True Wealth Part 1
“For wealth & success are to be attracted by the person you become…” — Jim Rohn
Like many people I spent a good portion of my life reaching for and seeking success. All the while in this search I was viewing wealth and material gain as the means for which I would be judged a success. So, I set out on my journey to amass wealth by working twelve to fourteen hours a day six to seven days a week. After all success, was supposed to be a large paycheck, fancy car, big house and designer clothes. The bottom line after years of trying: I was tired and the process continued to be a lot of work. Even though I had accumulated some real estate as well as some money, I found it was a constant struggle and somehow knew this was not the way the system was supposed to work.

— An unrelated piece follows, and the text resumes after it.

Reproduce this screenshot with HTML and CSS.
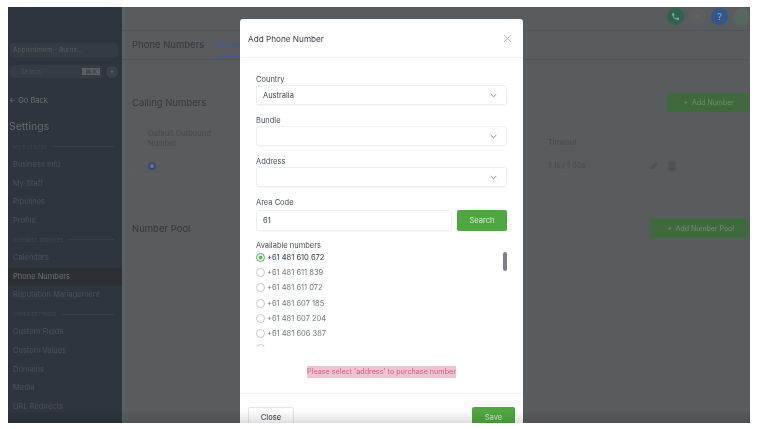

After the accumulation of some of that mentioned above, I was rudely awakened when a eighteen months after selling a multi-faceted business to a couple of friends, a company which I had built from the ground up mind you, this company was found to be in default on commitments to the suppliers WITH MY NAME still on the continuing guarantee. I quickly discovered what continuing guarantee stood for and have not signed a continuing guarantee since however; it was a little late in this case.
On top of this, the main or mother business from which it all started was in trouble. That company was under investigation by the accrediting association and though the company and I were absolved of the allegations the fallout was devastating. Finally, my head sales manager left to start his own business taking all but twenty two percent of my back-log of work. What was overwhelming was that all of this came down at once. I felt like Job in the Old Testament losing everything and sitting on the floor with sack cloth and ashes in a quandary of how and why. My life appeared to be over and I was overcome with tremendous grief. Although I didn’t lose my children, I did have a series of cataclysmic things happen to me taking all, my wife and I had.
Although we already had our home up for sale, we were forced to give all proceeds from the sale to the bonding company who used them to pay off the suppliers with the monies they received not only from our home, but from the other real estate we had as well. They also seized our bank accounts and cleaned them out. To say I was depressed was an understatement.
Although it took a while, I was eventually able to step back and evaluate the situation. I had not previously been able as I was so stunned and dazed by everything. A major part of ‘everything’ was me not being able to understand why it happened; after all what did I do to cause this other than to be a nice guy to a couple of friends? I was not thinking about how I could recover and as a matter of fact did not see or think of how there could be any recovery at all. All I could see was starting all over again from scratch. I was so low it was hard to look up and see bottom.
As previously stated the loss of all the stuff left me numb. For a while I didn’t want to do anything and by that I mean I did not want to do anything at all. I really wanted to stay in the house or, better yet in my room, this way I didn’t have to see or be with any of my family or friends. I was a failure and felt like a failure. I had played the game and lost or so I thought at the time. This was all due to how I felt about myself. The reason I felt this way about myself was because my self-worth was in what I had, NOT WHAT I HAD BECOME.
Therein was the problem for it was my view of what happened that had devastated me. I only saw my self-value in what I had accumulated not in what I had become through the journey or period of accumulating the stuff. Yes, there are those that wind up with a windfall of fortune. These are those that have not earned it or become what it took to keep it. Although I didn’t see it then, that was not me. Jim Rohn said, “The most important question isn’t what is it I am getting? The most important question is, what is it, I am becoming.” Over the years I truly had learned some things and had become knowledgeable and skillful enough to get it back. I just couldn’t see it at the time.
When you can answer the question Jim Rohn asked above, you will recognize that wealth is wrapped up in much more than stuff. It is wrapped up in your ability to stay optimistic through the hard times when it appears there is nothing to be optimistic about. It is wrapped up in your ability to maintain passion and creativity when you are being told it is all but over, and you are staring failure in the face. It is wrapped up in your ability to believe in yourself and the fact you can do it again and do it quicker and easier due to what you have become in the process.